Ongoing research in supermode engineering seeks to expand control over increasingly complex, high-dimensional, and interacting systems. Promising directions include:

  • Integration of non-Hermitian and topological design to achieve programmable, dynamically reconfigurable photonic and quantum networks (Longhi, 2022, Longhi, 2018, Zhou et al., 23 Oct 2025).
  • Multimode quantum state engineering for continuous-variable cluster states, multipartite entanglement, and scalable photonic quantum information processing (Barral et al., 2019, Barral et al., 2021).

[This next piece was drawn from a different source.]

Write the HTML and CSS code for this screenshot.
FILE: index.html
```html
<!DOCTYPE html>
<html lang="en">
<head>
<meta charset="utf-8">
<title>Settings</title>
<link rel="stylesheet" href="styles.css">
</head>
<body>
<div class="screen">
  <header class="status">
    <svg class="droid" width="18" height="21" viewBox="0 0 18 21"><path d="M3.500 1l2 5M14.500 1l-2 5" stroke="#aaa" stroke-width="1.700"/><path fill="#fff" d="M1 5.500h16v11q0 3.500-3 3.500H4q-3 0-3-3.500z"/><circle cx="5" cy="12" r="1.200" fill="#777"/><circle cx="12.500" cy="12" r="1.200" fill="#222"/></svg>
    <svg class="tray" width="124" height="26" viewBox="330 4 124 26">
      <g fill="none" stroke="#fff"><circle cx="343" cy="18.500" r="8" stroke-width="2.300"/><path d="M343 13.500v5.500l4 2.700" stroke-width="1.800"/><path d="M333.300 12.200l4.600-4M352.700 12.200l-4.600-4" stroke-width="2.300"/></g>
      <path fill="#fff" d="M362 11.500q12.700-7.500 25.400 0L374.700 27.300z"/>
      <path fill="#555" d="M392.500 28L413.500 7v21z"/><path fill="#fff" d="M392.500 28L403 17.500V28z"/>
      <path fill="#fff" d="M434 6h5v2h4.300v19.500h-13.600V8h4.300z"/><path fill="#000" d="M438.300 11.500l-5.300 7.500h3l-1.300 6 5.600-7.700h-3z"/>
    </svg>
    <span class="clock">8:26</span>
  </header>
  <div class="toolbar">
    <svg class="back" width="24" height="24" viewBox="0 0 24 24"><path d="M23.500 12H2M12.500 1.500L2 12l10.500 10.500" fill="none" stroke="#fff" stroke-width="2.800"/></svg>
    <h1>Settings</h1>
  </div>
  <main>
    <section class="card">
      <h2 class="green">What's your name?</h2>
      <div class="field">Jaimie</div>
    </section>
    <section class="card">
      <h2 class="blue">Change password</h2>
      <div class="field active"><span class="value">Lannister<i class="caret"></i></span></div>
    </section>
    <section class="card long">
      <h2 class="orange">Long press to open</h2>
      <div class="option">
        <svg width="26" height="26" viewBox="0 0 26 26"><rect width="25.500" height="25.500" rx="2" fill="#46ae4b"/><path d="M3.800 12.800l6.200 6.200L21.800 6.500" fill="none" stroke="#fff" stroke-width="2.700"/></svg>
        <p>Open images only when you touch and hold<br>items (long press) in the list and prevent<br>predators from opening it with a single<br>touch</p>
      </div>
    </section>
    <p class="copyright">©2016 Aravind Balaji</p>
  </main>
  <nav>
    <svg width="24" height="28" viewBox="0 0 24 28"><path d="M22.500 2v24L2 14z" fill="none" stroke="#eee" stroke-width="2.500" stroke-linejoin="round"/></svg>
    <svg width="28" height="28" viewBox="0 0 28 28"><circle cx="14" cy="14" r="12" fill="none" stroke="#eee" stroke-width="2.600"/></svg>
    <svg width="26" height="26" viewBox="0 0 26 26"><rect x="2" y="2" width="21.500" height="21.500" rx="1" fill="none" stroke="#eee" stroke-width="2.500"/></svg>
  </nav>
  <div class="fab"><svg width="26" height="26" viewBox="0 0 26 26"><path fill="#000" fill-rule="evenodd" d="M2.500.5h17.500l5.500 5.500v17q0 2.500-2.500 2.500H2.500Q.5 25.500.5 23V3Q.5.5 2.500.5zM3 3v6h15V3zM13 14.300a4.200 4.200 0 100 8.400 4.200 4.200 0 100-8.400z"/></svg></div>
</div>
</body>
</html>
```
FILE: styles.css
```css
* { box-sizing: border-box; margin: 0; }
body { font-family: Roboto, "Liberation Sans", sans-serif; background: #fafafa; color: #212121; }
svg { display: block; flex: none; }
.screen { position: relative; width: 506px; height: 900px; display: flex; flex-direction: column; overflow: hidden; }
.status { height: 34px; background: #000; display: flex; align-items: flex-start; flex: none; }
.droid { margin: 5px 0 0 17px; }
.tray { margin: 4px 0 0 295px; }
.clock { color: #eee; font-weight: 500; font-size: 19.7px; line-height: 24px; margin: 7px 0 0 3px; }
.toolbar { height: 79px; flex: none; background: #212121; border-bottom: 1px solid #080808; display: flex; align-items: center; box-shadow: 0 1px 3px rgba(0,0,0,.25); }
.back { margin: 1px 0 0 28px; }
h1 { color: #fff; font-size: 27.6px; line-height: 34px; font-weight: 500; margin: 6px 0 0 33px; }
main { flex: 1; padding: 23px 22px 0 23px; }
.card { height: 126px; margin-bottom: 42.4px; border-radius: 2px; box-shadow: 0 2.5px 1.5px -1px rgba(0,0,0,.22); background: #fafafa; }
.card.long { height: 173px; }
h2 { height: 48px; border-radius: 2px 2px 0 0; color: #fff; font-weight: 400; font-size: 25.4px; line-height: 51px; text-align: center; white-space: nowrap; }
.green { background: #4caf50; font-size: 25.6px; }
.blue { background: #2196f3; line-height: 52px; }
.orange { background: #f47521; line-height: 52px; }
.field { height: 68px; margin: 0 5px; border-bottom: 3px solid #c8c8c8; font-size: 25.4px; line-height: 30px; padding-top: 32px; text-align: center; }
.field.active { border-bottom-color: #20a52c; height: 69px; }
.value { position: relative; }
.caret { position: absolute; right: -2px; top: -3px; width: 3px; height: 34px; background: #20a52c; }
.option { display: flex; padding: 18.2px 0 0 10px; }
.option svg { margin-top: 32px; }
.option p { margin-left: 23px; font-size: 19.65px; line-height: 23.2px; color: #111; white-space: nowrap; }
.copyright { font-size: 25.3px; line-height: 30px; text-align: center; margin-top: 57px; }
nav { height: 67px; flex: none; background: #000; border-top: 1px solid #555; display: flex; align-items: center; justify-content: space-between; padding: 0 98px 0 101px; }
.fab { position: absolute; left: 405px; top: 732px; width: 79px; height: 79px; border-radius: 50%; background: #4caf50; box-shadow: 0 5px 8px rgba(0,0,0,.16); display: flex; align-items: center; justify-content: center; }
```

  • Extension of SUSY-inspired supermode design to active, nonlinear, and dissipative systems, as well as multi-physics platforms (electro-optomechanics, hybrid superconducting devices).
  • Inverse design and machine-learning optimization leveraging the supermode basis for compact, athermal, and broadband device platforms (Chen et al., 2023, García-Azorín et al., 2024).
  • Exploration of magneto-optical, OAM, and symmetry-selected supermodes for novel control of light and matter waves (Furman et al., 2023, Turpin et al., 2016).

Supermode engineering thus constitutes a foundational approach underpinning advanced photonic, quantum, and optomechanical device design, with applications in robust communications, quantum transduction, integrated photonics, and beyond.